Communication – While I was in the store, there was no announcement about the problem. There was no sign. After walking in, my daughter and I simply noticed very crowded checkout lines, which was odd considering that I got a remarkable parking space. After just a minute of observation, she said, “Something is wrong.” Once we determined that the registers were down, we figured we’d just go to the other Target in town. I wonder how many people actually did that? Luckily my husband saw the global issue on Twitter and sent us a text. Why did I have to hear about the problem from my husband when I was in the store? A customer communications review would make a great Kaizen event.
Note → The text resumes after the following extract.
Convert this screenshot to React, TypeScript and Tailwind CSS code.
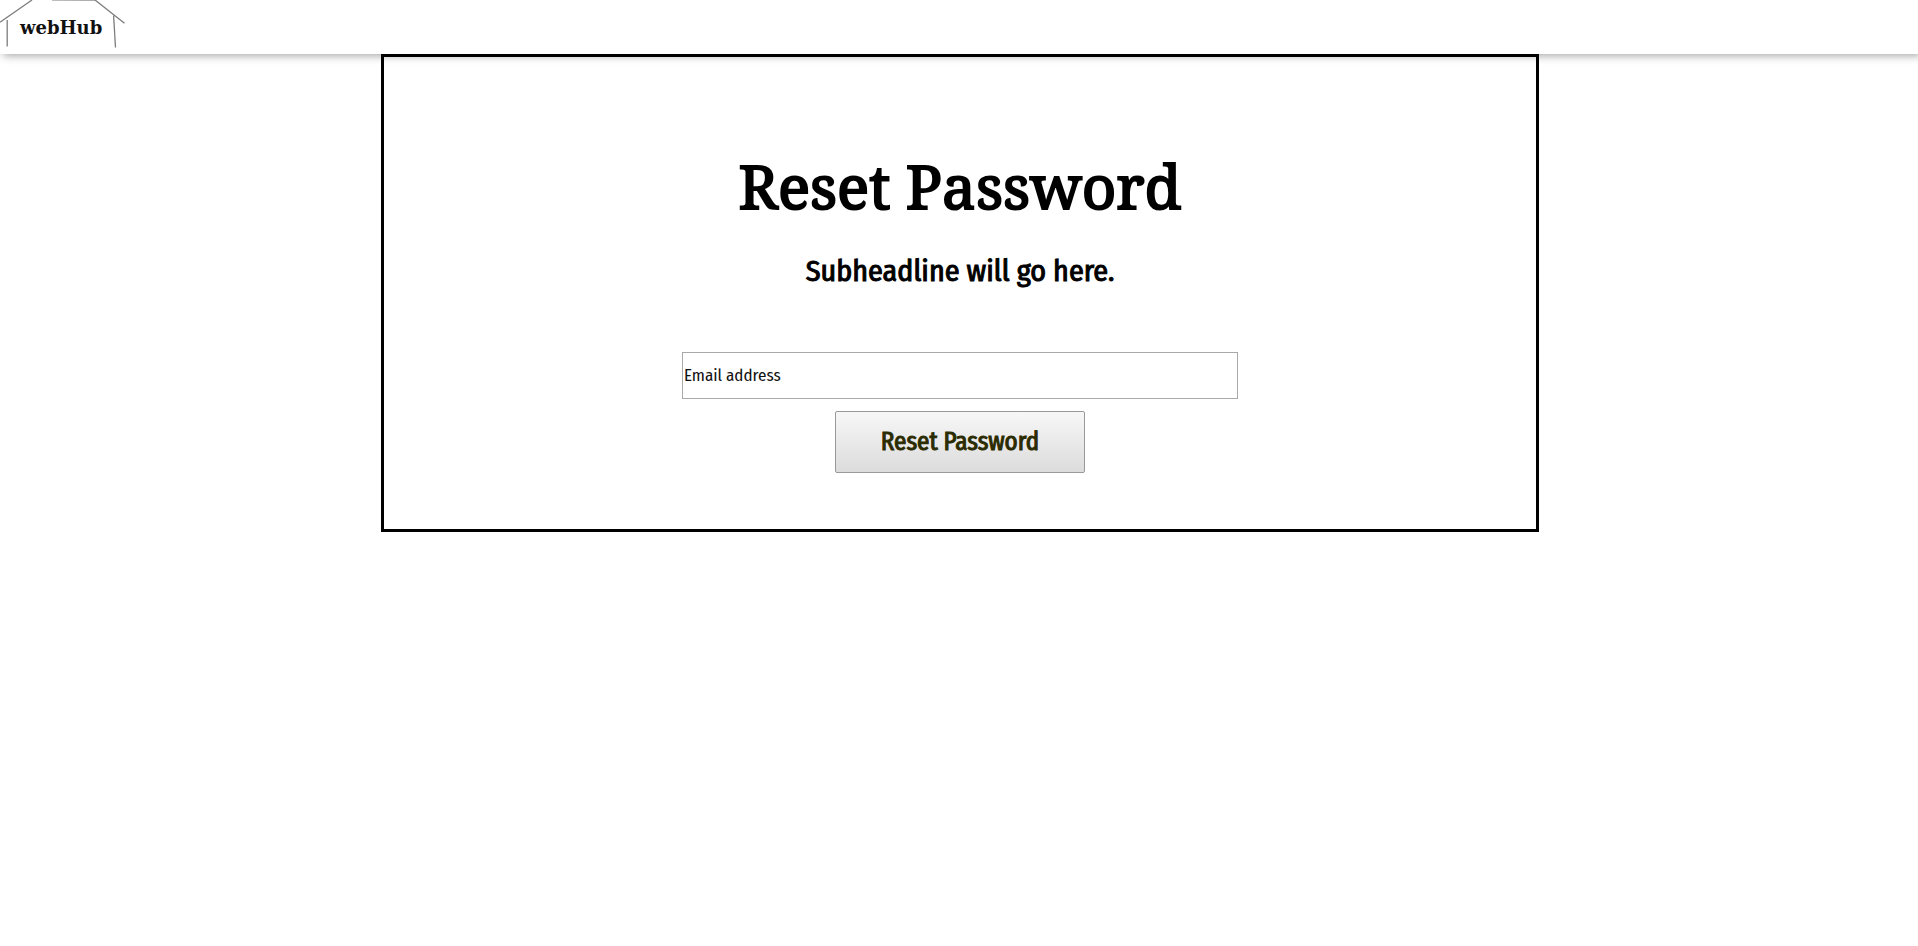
import type { FormEvent } from 'react';

function Logo() {
  return (
    <a href="/" className="relative flex h-12 w-[126px] items-center pt-2 pl-5">
      <svg
        aria-hidden="true"
        viewBox="0 0 126 48"
        className="absolute inset-0 h-12 w-[126px]"
        fill="none"
        stroke="#7c7c7c"
        strokeWidth="1.3"
      >
        <path d="M0 22.3 L32 0" />
        <path d="M52 0.2 L95 0.4" stroke="#aaaaaa" />
        <path d="M95 0 L124.5 23.3" />
        <path d="M7.2 20 V46.5" />
        <path d="M113.6 15.5 L115.5 47.5" />
      </svg>
      <span className="relative font-['DejaVu_Serif',serif] text-[18px] leading-5 font-bold text-[#111111]">
        webHub
      </span>
    </a>
  );
}

export default function App() {
  const handleSubmit = (event: FormEvent) => event.preventDefault();

  return (
    <div className="min-h-screen bg-white font-['Fira_Sans_Condensed',sans-serif] text-black">
      <header className="h-[54px] bg-white shadow-[3px_2px_8px_#aaaaaa]">
        <Logo />
      </header>
      <div className="relative flex justify-center pl-0.5">
        <main className="flex w-full max-w-[1158px] flex-col items-center border-3 border-black px-4 pt-[99px] pb-14">
          <h1 className="text-center font-['Noto_Serif',serif] text-[60px] leading-[60px] font-normal [-webkit-text-stroke:2px_#000]">
            Reset Password
          </h1>
          <p className="mt-[37px] text-center text-3xl leading-9 [-webkit-text-stroke:1px_#000]">
            Subheadline will go here.
          </p>
          <form onSubmit={handleSubmit} className="mt-[63px] flex w-full flex-col items-center gap-3">
            <input
              type="email"
              aria-label="Email address"
              placeholder="Email address"
              className="h-[47px] w-full max-w-[556px] border border-[#a9a9a9] bg-white px-px text-[17px] placeholder:text-[#111111] placeholder:opacity-100"
            />
            <button
              type="submit"
              className="h-[62px] w-[250px] rounded-xs border border-[#999999] bg-linear-to-b from-[#f7f7f7] to-[#dcdcdc] pt-0.5 text-[25px] text-[#2b2b00] [-webkit-text-stroke:1px_#2b2b00]"
            >
              Reset Password
            </button>
          </form>
        </main>
      </div>
    </div>
  );
}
Containment – I mentioned that some stores closed their doors. Mine didn’t. I really wish they had. Again, it’s tricky because you don’t know when the system will come back online, but if you have x number of people in the store who want to buy something from you, but can’t, why would you let it grow to x+y? Allowing more people in just increased the net amount of frustration and chaos. I don’t know the right answer, but there is a tipping point, close after 20 minutes? An hour? This should definitely be part of the postmortem.

No organization is immune to problems like this one; it just gets a lot more attention when it happens to one of America’s favorite brick-and-mortar retailers. As a software professional, I feel for the Target technology team. It was a bad day. But something good can come out of it if the leaders at Target do what high-reliability organizations do and center expertise above authority.

The people who were on the ground in the stores weren’t closest to the technology problem, but they were closest to the impact, and they know what would have helped them provide the best possible experience for guests given the situation. I hope Target keeps that in mind.